I served a tour of duty in Vietnam in 1970-71 and returned in the
late 1980s for the first of several prolonged visits. Based on my
experience, Iraq today looks more and more like the Vietnam I knew
firsthand as an army intelligence officer more than three decades
ago.
Strategy and Tactics
First, there are the obvious strategic and tactical similarities.
American troops are fighting a guerrilla war in Iraq. The terrain
is difficult, and the insurgents know it better than we do. The
enemy attacks at a time and place of its own choosing, avoiding
troop concentrations where U.S. firepower can be brought to bear.
Urban warfare has become the norm with insurgents staying close
to U.S. troops, often engaging civilians to support or shield their
operations.
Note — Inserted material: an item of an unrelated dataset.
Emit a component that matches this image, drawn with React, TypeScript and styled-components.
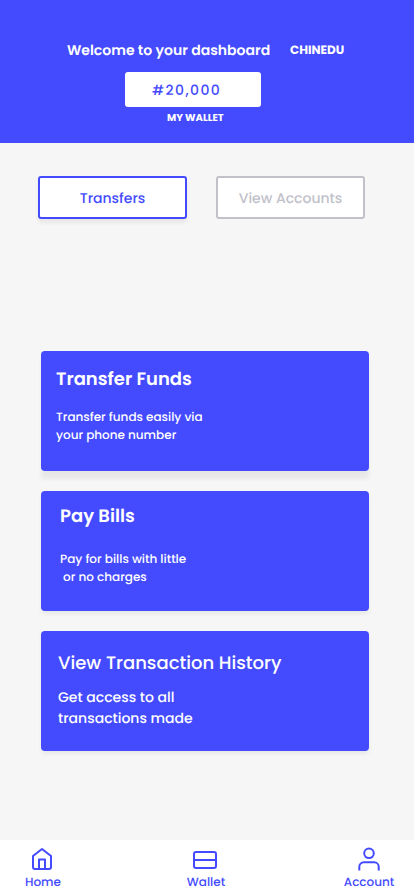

As a result, the uncertain battleground of Iraq poses
enormous challenges for American soldiers, seeking to separate combatants
from civilians without alienating most Iraqis. We face in Iraq,
like we did in Vietnam, an enemy who refuses to play by our rules
and is clearly willing to die for his beliefs.
Before we finished in Vietnam, we had dropped more bombs on Indochina
than had been dropped on the remainder of the world in all the wars
to that time. The U.S. military continues to believe in the might
of firepower. But it also wrestles with the difficult task of establishing
the appropriate balance between winning hearts and minds with aid
and reconstruction and using force to root out insurgents. In Iraq,
we have moved from "shock and awe" to building schools
and hosting soccer games. We're now back to block-to-block searches
of cordoned cities.
In the process, the U.S. military has generally refused to account
for civilian casualties in Iraq, in part because they are frequently
huge. As in Vietnam, 600 dead or dying Iraqis too often appear as
600 "insurgents" in army press accounts. The refusal to
acknowledge civilian casualties, while meticulously accounting for
our own, has another downside. It suggests to Iraqis that American
lives are more important than those of the people we supposedly
came to liberate.
Throughout the Vietnam War, especially in the early years, American
officials deliberately misrepresented the enemy. Vietnamese nationalists
were ignored with all opposition labeled Communist or with the delightfully
pejorative phrase "Viet Cong." In Iraq, the Bush administration
has once again written nationalists out of the script. Insurgents
are variously labeled "dead-enders," "fanatics,"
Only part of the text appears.